* _DATA LINES_
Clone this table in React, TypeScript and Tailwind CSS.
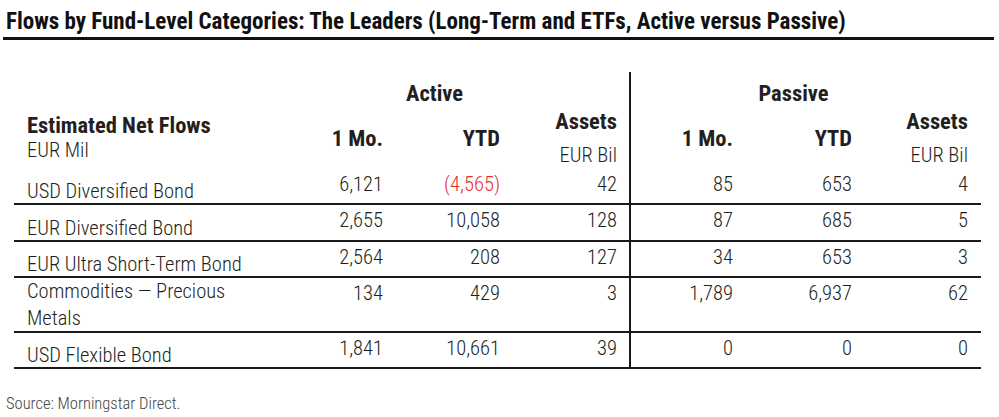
import React from "react";

type Row = {
  label: string;
  active: [string, string, string];
  passive: [string, string, string];
  height: string;
  leading: string;
  negYtd?: boolean;
};

const rows: Row[] = [
  { label: "USD Diversified Bond", active: ["6,121", "(4,565)", "42"], passive: ["85", "653", "4"], height: "h-[36px]", leading: "leading-[24px]", negYtd: true },
  { label: "EUR Diversified Bond", active: ["2,655", "10,058", "128"], passive: ["87", "685", "5"], height: "h-[37px]", leading: "leading-[24px]" },
  { label: "EUR Ultra Short-Term Bond", active: ["2,564", "208", "127"], passive: ["34", "653", "3"], height: "h-[36px]", leading: "leading-[24px]" },
  { label: "Commodities \u2014 Precious Metals", active: ["134", "429", "3"], passive: ["1,789", "6,937", "62"], height: "h-[55px]", leading: "leading-[27px]" },
  { label: "USD Flexible Bond", active: ["1,841", "10,661", "39"], passive: ["0", "0", "0"], height: "h-[36px]", leading: "leading-[24px]" },
];

const cols = "grid grid-cols-[265px_117px_117px_116px_117px_119px_116px]";

const Cell = ({ children, divider, red }: { children: React.ReactNode; divider?: boolean; red?: boolean }) => (
  <div
    className={`pt-[3px] pr-[13px] text-right leading-[24px] ${divider ? "border-l-2 border-[#1a1a1a]" : ""} ${red ? "text-[#e2302d]" : ""}`}
  >
    {children}
  </div>
);

export default function App() {
  return (
    <div className="h-[417px] w-[999px] bg-white font-['Roboto',sans-serif] font-stretch-condensed text-[#231f20]">
      {/* title */}
      <div className="mx-[3px] w-[991px] border-b-[3px] border-[#111] pt-[10px] pb-[3px]">
        <h1 className="pl-[3px] text-[23px] font-bold leading-[24px] text-[#111]">
          Flows by Fund-Level Categories: The Leaders (Long-Term and ETFs, Active versus Passive)
        </h1>
      </div>

      <div className="ml-[14px] mt-[32px] w-[967px] text-[20.5px]">
        {/* group header */}
        <div className={`${cols} h-[35px] text-[22.5px]`}>
          <div />
          <div className="col-span-3 flex items-end justify-center pb-[2px] pr-[39px] font-bold leading-[24px]">Active</div>
          <div className="col-span-3 flex items-end justify-center border-l-2 border-[#1a1a1a] pb-[2px] pr-[25px] font-bold leading-[24px]">
            Passive
          </div>
        </div>

        {/* column header */}
        <div className={`${cols} h-[62px] items-stretch`}>
          <div className="flex flex-col justify-center pl-[13px] leading-[25px]">
            <span className="text-[22.5px] font-bold">Estimated Net Flows</span>
            <span className="font-light">EUR Mil</span>
          </div>
          <div className="flex items-center justify-end pr-[13px] text-[22.5px] font-bold leading-[24px]">1 Mo.</div>
          <div className="flex items-center justify-end pr-[13px] text-[22.5px] font-bold leading-[24px]">YTD</div>
          <div className="flex flex-col items-end justify-center gap-[10px] pr-[12px] leading-[24px]">
            <span className="text-[22.5px] font-bold">Assets</span>
            <span className="font-light">EUR Bil</span>
          </div>
          <div className="flex items-center justify-end border-l-2 border-[#1a1a1a] pr-[13px] text-[22.5px] font-bold leading-[24px]">
            1 Mo.
          </div>
          <div className="flex items-center justify-end pr-[13px] text-[22.5px] font-bold leading-[24px]">YTD</div>
          <div className="flex flex-col items-end justify-center gap-[10px] pr-[13px] leading-[24px]">
            <span className="text-[22.5px] font-bold">Assets</span>
            <span className="font-light">EUR Bil</span>
          </div>
        </div>

        {/* data rows */}
        {rows.map((r) => (
          <div key={r.label} className={`${cols} ${r.height} border-b-2 border-[#1a1a1a] font-light`}>
            <div className={`flex items-end pl-[13px] pr-[20px] ${r.leading}`}>{r.label}</div>
            <Cell>{r.active[0]}</Cell>
            <Cell red={r.negYtd}>{r.active[1]}</Cell>
            <div className="pt-[3px] pr-[12px] text-right leading-[24px]">{r.active[2]}</div>
            <Cell divider>{r.passive[0]}</Cell>
            <Cell>{r.passive[1]}</Cell>
            <Cell>{r.passive[2]}</Cell>
          </div>
        ))}
      </div>

      <p className="mt-[26px] pl-[6px] text-[16.5px] font-light leading-[18px] text-[#444]">Source: Morningstar Direct.</p>
    </div>
  );
}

* _TASK OBJECTIVE_
Take the listing above and print it exactly, apart from the pictures.

* _FINISHED TASK_
Clone this table in React, TypeScript and Tailwind CSS.
import React from "react";

type Row = {
  label: string;
  active: [string, string, string];
  passive: [string, string, string];
  height: string;
  leading: string;
  negYtd?: boolean;
};

const rows: Row[] = [
  { label: "USD Diversified Bond", active: ["6,121", "(4,565)", "42"], passive: ["85", "653", "4"], height: "h-[36px]", leading: "leading-[24px]", negYtd: true },
  { label: "EUR Diversified Bond", active: ["2,655", "10,058", "128"], passive: ["87", "685", "5"], height: "h-[37px]", leading: "leading-[24px]" },
  { label: "EUR Ultra Short-Term Bond", active: ["2,564", "208", "127"], passive: ["34", "653", "3"], height: "h-[36px]", leading: "leading-[24px]" },
  { label: "Commodities \u2014 Precious Metals", active: ["134", "429", "3"], passive: ["1,789", "6,937", "62"], height: "h-[55px]", leading: "leading-[27px]" },
  { label: "USD Flexible Bond", active: ["1,841", "10,661", "39"], passive: ["0", "0", "0"], height: "h-[36px]", leading: "leading-[24px]" },
];

const cols = "grid grid-cols-[265px_117px_117px_116px_117px_119px_116px]";

const Cell = ({ children, divider, red }: { children: React.ReactNode; divider?: boolean; red?: boolean }) => (
  <div
    className={`pt-[3px] pr-[13px] text-right leading-[24px] ${divider ? "border-l-2 border-[#1a1a1a]" : ""} ${red ? "text-[#e2302d]" : ""}`}
  >
    {children}
  </div>
);

export default function App() {
  return (
    <div className="h-[417px] w-[999px] bg-white font-['Roboto',sans-serif] font-stretch-condensed text-[#231f20]">
      {/* title */}
      <div className="mx-[3px] w-[991px] border-b-[3px] border-[#111] pt-[10px] pb-[3px]">
        <h1 className="pl-[3px] text-[23px] font-bold leading-[24px] text-[#111]">
          Flows by Fund-Level Categories: The Leaders (Long-Term and ETFs, Active versus Passive)
        </h1>
      </div>

      <div className="ml-[14px] mt-[32px] w-[967px] text-[20.5px]">
        {/* group header */}
        <div className={`${cols} h-[35px] text-[22.5px]`}>
          <div />
          <div className="col-span-3 flex items-end justify-center pb-[2px] pr-[39px] font-bold leading-[24px]">Active</div>
          <div className="col-span-3 flex items-end justify-center border-l-2 border-[#1a1a1a] pb-[2px] pr-[25px] font-bold leading-[24px]">
            Passive
          </div>
        </div>

        {/* column header */}
        <div className={`${cols} h-[62px] items-stretch`}>
          <div className="flex flex-col justify-center pl-[13px] leading-[25px]">
            <span className="text-[22.5px] font-bold">Estimated Net Flows</span>
            <span className="font-light">EUR Mil</span>
          </div>
          <div className="flex items-center justify-end pr-[13px] text-[22.5px] font-bold leading-[24px]">1 Mo.</div>
          <div className="flex items-center justify-end pr-[13px] text-[22.5px] font-bold leading-[24px]">YTD</div>
          <div className="flex flex-col items-end justify-center gap-[10px] pr-[12px] leading-[24px]">
            <span className="text-[22.5px] font-bold">Assets</span>
            <span className="font-light">EUR Bil</span>
          </div>
          <div className="flex items-center justify-end border-l-2 border-[#1a1a1a] pr-[13px] text-[22.5px] font-bold leading-[24px]">
            1 Mo.
          </div>
          <div className="flex items-center justify-end pr-[13px] text-[22.5px] font-bold leading-[24px]">YTD</div>
          <div className="flex flex-col items-end justify-center gap-[10px] pr-[13px] leading-[24px]">
            <span className="text-[22.5px] font-bold">Assets</span>
            <span className="font-light">EUR Bil</span>
          </div>
        </div>

        {/* data rows */}
        {rows.map((r) => (
          <div key={r.label} className={`${cols} ${r.height} border-b-2 border-[#1a1a1a] font-light`}>
            <div className={`flex items-end pl-[13px] pr-[20px] ${r.leading}`}>{r.label}</div>
            <Cell>{r.active[0]}</Cell>
            <Cell red={r.negYtd}>{r.active[1]}</Cell>
            <div className="pt-[3px] pr-[12px] text-right leading-[24px]">{r.active[2]}</div>
            <Cell divider>{r.passive[0]}</Cell>
            <Cell>{r.passive[1]}</Cell>
            <Cell>{r.passive[2]}</Cell>
          </div>
        ))}
      </div>

      <p className="mt-[26px] pl-[6px] text-[16.5px] font-light leading-[18px] text-[#444]">Source: Morningstar Direct.</p>
    </div>
  );
}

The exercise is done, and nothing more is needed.